Monday, March 4, 2013

Why Family and History?

(We've moved to: http://christinesleeter.org/why-family-and-history/)

How might you make more meaning out of what you know about your own family's history? Have you  ever wondered how your family's story connects with larger stories? This blog provides tools, discussions, examples, and ways of working these questions.

Family history research has become increasingly popular with the burgeoning availability of historical and genealogical research tools online, although it has been practiced for a long time. Many of us, when we first start out, are excited just identifying who was in the family tree -- their names, dates of birth and death, and where they lived. I remember my own excitement when I first discovered one of my grandfathers in an old census record from when he was a child, and could for the first time see the names of his parents -- my great grandparents.

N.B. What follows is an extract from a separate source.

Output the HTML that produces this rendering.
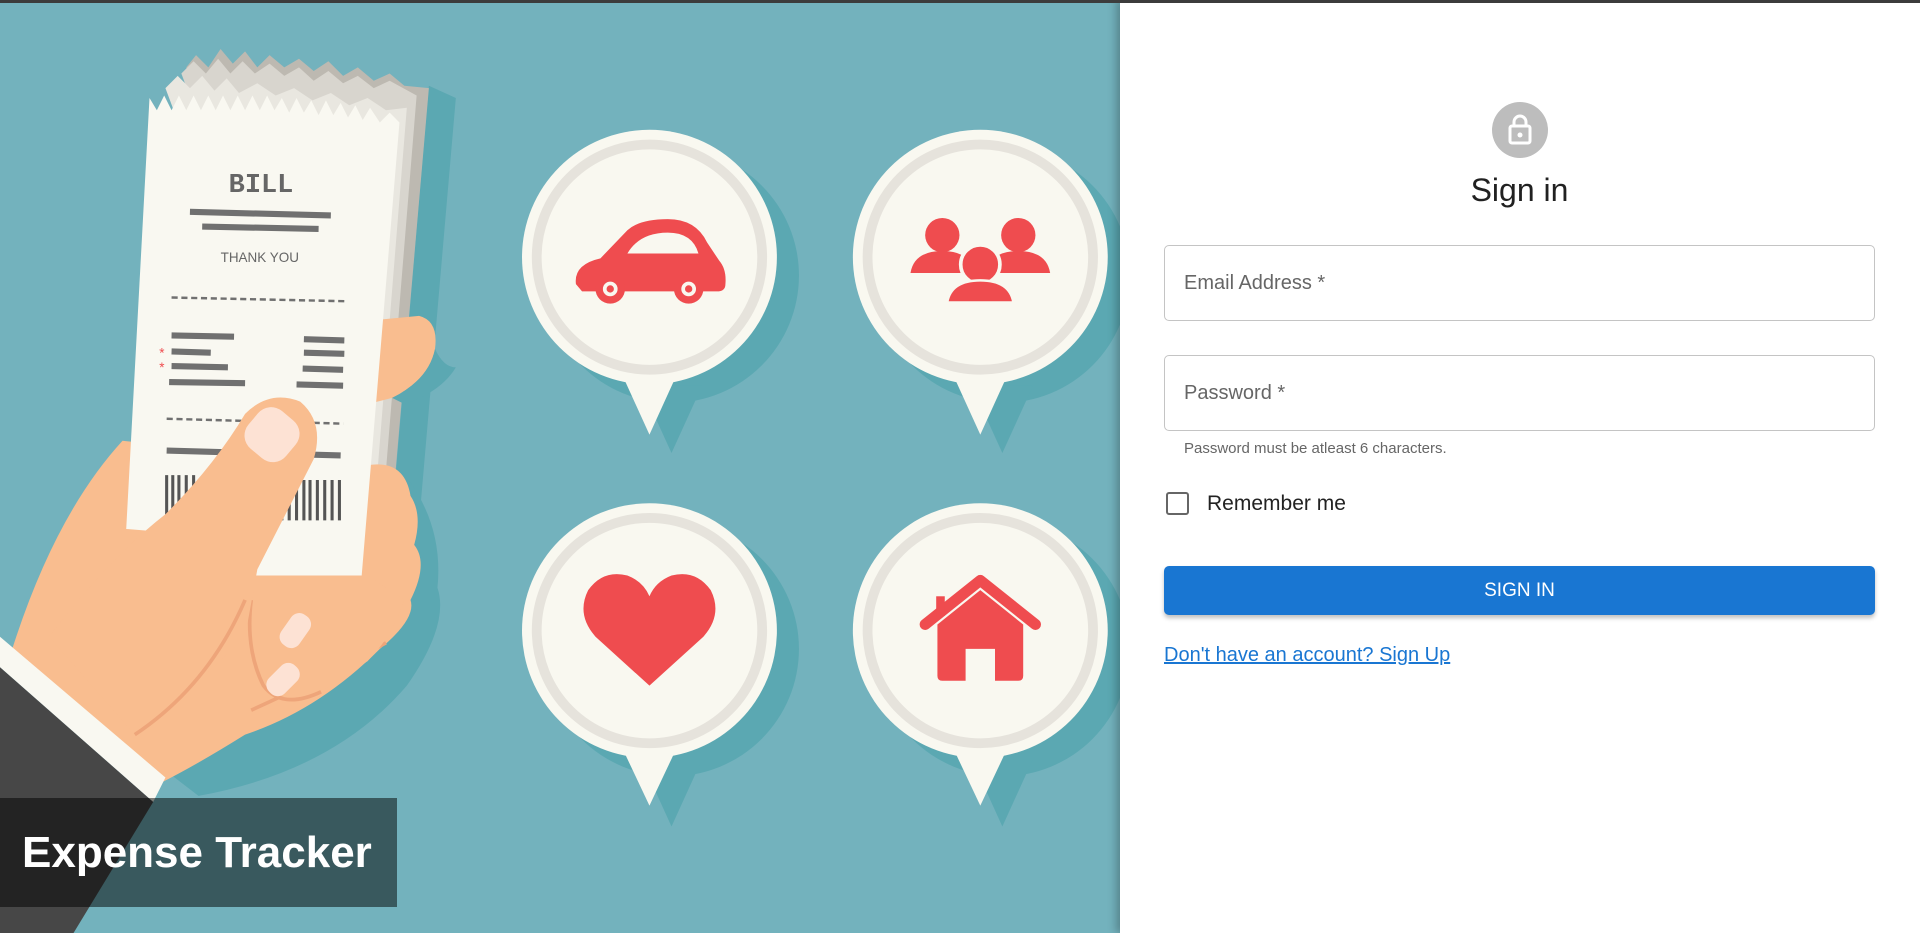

But as we follow this quest for a family story, it turns out that people use it differently to construct different kinds of stories, depending on how they see their own family in a larger context.

In a 2003 article entitled "Black and white: American genealogy and popular response," Eric Gardner described three waves of family history. The first wave, common during the 19th and early 20th century, had the purpose of establishing elite pedigrees. Members of the social elite traced their genealogy to an idealized heroic immigrant (“always male, always white, and almost always English," as Gardner put it), typically characterizing him and his descendants as extraordinary, largely to establish the legitimacy of the family's position in society. This purpose for family history is still used, for example, to claim membership in the Daughters of the American Revolution.

The second wave, inspired by Alex Haley’s Roots, explores the family heritage of “ordinary” people. Heritage family histories tend to characterize ancestors more complexly than elite pedigree histories because their purpose is to examine what happened rather than to establish social standing. Further, heritage family histories are often used to prompt a public examination history. Heritage family histories by people of color usually show how racism played out in the family’s story, inviting public discussion of racism today.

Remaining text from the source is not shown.